[BEGIN Listing]

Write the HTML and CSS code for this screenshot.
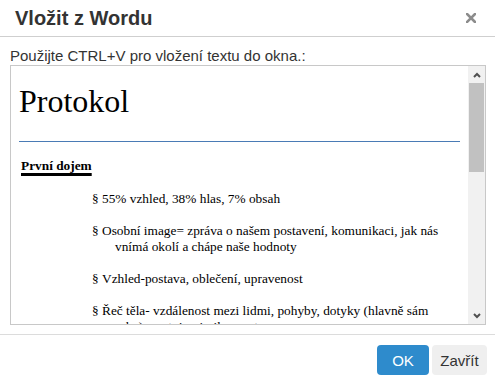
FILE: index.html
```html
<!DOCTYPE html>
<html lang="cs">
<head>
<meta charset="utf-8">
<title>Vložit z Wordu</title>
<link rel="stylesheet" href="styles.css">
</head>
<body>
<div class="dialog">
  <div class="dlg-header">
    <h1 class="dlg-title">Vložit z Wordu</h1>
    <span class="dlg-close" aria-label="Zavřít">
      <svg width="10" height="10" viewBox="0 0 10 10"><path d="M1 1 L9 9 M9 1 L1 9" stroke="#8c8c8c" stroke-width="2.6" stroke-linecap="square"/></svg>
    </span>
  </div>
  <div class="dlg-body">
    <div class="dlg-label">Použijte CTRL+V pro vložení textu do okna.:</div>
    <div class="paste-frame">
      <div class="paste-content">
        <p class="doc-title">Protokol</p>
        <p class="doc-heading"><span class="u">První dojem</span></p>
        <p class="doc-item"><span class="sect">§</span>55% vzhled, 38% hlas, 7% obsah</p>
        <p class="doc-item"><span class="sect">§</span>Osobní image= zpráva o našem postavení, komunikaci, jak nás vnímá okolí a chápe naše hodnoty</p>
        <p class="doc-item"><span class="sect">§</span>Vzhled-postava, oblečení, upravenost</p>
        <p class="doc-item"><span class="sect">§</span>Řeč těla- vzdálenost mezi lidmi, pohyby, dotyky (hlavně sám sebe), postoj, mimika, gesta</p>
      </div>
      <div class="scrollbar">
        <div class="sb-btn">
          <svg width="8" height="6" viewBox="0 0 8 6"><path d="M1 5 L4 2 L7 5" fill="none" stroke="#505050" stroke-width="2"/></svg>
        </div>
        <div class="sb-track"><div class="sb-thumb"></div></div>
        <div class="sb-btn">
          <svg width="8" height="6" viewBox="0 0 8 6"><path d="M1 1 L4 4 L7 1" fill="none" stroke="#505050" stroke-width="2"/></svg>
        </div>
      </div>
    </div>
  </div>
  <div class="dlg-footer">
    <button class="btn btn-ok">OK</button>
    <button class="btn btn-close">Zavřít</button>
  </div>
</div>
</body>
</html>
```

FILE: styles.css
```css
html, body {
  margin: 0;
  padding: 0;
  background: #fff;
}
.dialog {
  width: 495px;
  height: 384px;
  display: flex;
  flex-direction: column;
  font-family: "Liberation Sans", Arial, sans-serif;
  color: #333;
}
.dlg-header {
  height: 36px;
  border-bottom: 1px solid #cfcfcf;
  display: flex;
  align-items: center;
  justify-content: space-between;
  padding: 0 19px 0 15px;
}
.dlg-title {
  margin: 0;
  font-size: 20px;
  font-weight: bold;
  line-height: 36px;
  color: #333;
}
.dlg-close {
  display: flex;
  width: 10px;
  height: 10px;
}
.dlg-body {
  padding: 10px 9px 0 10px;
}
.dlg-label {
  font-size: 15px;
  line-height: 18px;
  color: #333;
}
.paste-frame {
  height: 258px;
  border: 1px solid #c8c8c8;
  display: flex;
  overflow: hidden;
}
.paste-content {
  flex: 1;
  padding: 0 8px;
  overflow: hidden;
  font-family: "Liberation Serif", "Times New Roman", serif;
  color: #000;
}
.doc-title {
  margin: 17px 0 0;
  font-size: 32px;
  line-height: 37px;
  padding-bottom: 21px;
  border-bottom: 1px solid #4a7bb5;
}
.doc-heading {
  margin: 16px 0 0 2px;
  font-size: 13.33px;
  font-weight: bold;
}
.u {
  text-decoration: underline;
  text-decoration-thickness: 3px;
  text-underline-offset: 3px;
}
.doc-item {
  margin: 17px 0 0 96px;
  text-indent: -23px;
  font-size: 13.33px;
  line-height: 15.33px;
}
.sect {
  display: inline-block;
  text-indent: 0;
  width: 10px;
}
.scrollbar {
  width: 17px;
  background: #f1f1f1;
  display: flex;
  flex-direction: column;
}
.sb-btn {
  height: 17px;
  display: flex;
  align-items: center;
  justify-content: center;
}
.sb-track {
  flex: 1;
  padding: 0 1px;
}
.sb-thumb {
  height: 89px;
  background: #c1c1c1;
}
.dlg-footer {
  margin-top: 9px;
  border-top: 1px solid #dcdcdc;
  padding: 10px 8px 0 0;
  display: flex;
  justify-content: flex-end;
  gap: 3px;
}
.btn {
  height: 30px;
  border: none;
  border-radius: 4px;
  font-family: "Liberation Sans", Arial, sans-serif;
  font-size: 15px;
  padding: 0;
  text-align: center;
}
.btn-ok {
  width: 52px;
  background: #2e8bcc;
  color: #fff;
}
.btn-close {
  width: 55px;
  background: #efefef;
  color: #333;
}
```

[END Listing]
[BEGIN Listing]

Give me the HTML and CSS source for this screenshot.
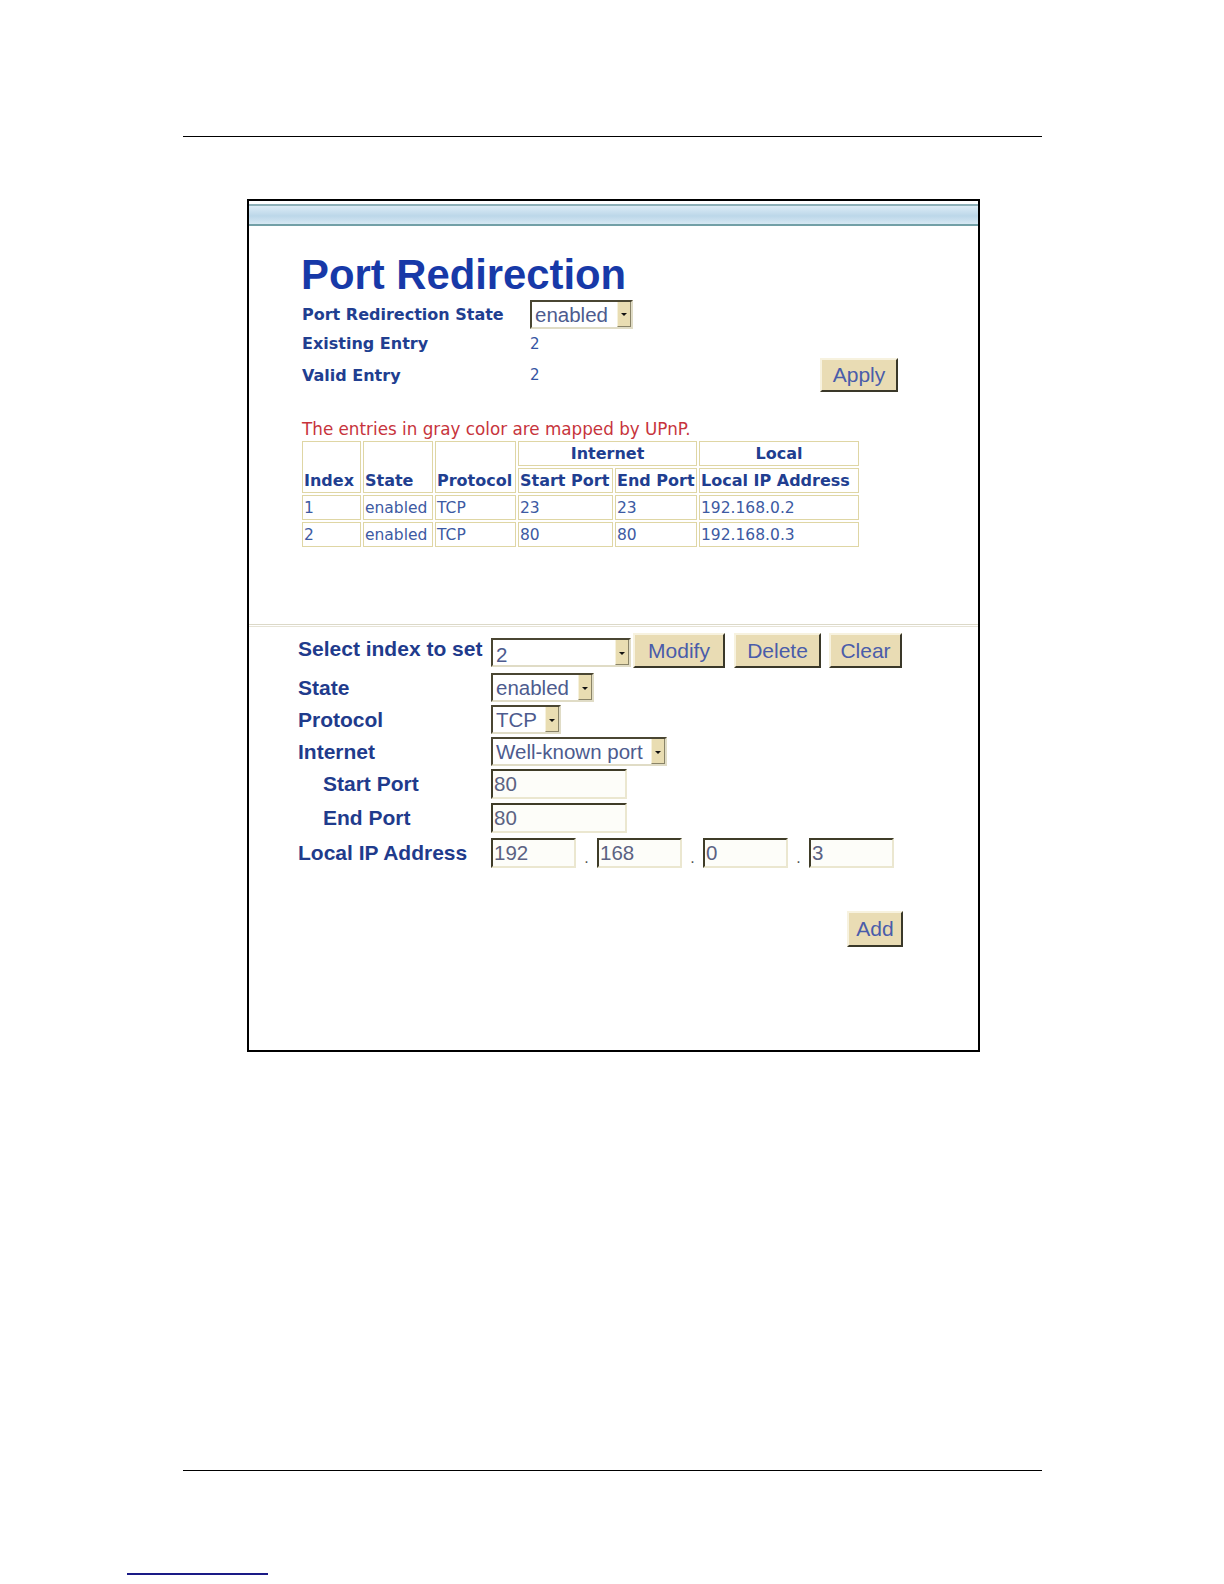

[END Listing]

Objective - From the records above, report the count of lines containing "this" and nothing more.

Result - 2